How full of shame for us, what a subject for regret and repentance, is our whole past, studied at the foot of the cross! Alas! is it not true that the cross of the Saviour has most often found in us nothing but lukewarmness and insensibility, perhaps even coldness and baseness? Is it not true that the cross is like a great book, in which our sins are written in characters of blood? The flesh of the divine Saviour, which is torn to pieces, and His blood, which flows under the lashes of the scourges, are an accusation against the unruly love we have for our body. His head, crowned with thorns, reproaches the pride of our minds and the vanity of our thoughts. The gall and vinegar which He is given to drink protest against the effeminacy and sensuality of our tastes. His face, wounded with blows and covered with spittle, condemns our desire to make a parade and attract notice, our horror of humiliation and contempt. The nails which fasten Him to the cross ought to make us blush for our love of liberty and of our inborn independence. Lastly, His death speaks to us of the enormity of our sins, which are the cause of it. O Jesus, whom I ought so much to love, how I regret to have so greatly offended Thee! Penitence ought to be my portion forever; and, instructed by the voice which issues from all Thy wounds, I will begin a new life.

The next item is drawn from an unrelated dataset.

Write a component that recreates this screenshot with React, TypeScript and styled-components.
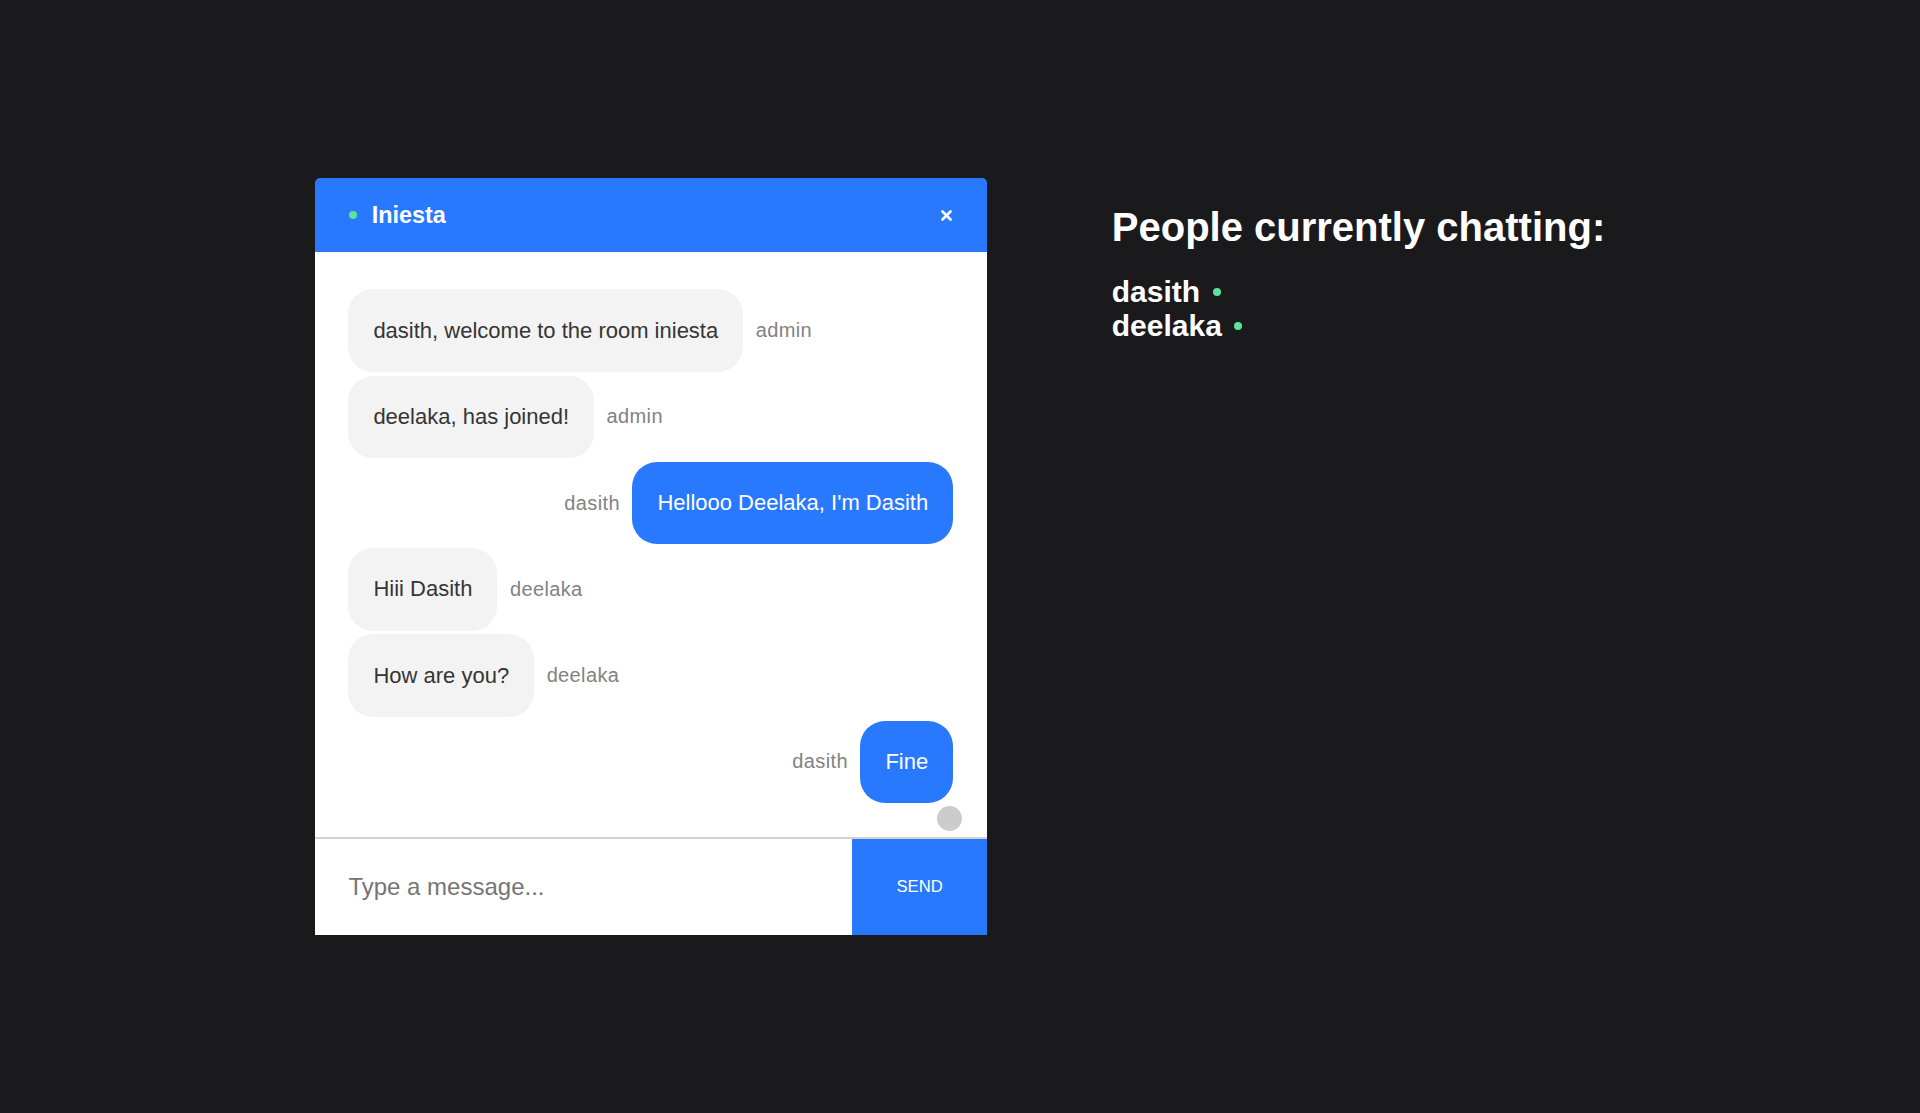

We ought to love Jesus crucified with a generous and fervent love

If a man were to show us kindness, we should not be insensible to it. If he were to sacrifice for us his fortune, we should think that we could never thank and love him sufficiently. What would it be, then, if to the sacrifice of his fortune he were to sacrifice his honour and sacrifice his liberty to the extent of allowing himself to be bound and scourged like a slave? What would it be, above all, if he were to sacrifice his life in order to save ours? Can we conceive a heart sufficiently bad to offend such a benefactor, or to refuse him a sacrifice, no matter what it might be? O crucified Jesus, who hast done all this and infinitely more still—who hast heaped ineffable benefits upon us, which were the cause of Thy holy death, how then can we have the heart to offend Thee? to refuse Thee aught, when Thou givest all, when Thou givest Thy own self without reserve? How can we be attached to earthly possessions when Thou art all naked upon the cross? How can we indulge in self-love and vanity when Thou art covered with confusion? How can we give way to self-will when Thou dost obey even unto death? to pleasure and enjoyment, when for us Thou didst taste suffering? No, my God, it is not possible.

To Thee is due a generous love which spares nothing, which sacrifices everything without reserve. But even that is not enough. To this generous love ought to be united fervour; that is to say, that noble and delicate sentiment, which, after having given all, humbly confesses that it is a million times too little; that it is nothing in comparison with what Thou dost deserve, O crucified Jesus! Such was the love of the saints, They always aspired to love more and more, and, whatever they did, to do a thousand times more, and a thousand times more still. They consumed themselves with holy desires to love always more. They would have desired to love infinitely if they had been able, because they comprehended that our great God is millions of times worthy of an infinite love. Hence it was that on one side they never relaxed their efforts, and always made progress; and on the other were always very humble, ashamed and confused not to love more. Oh, who will give us this fervent love which burns ceaselessly like a living flame and is fed in consuming itself? O love, come to me, consume me; may I no longer live except by love, and may I die of love! O crucified Jesus, give me, like St Paul, a heart able to say: The love of Jesus Christ constrains my heart, nand nothing can stay its holy ardour (II Cor. v:14; Rom. viii:37)

Resolutions and spiritual nosegay as above.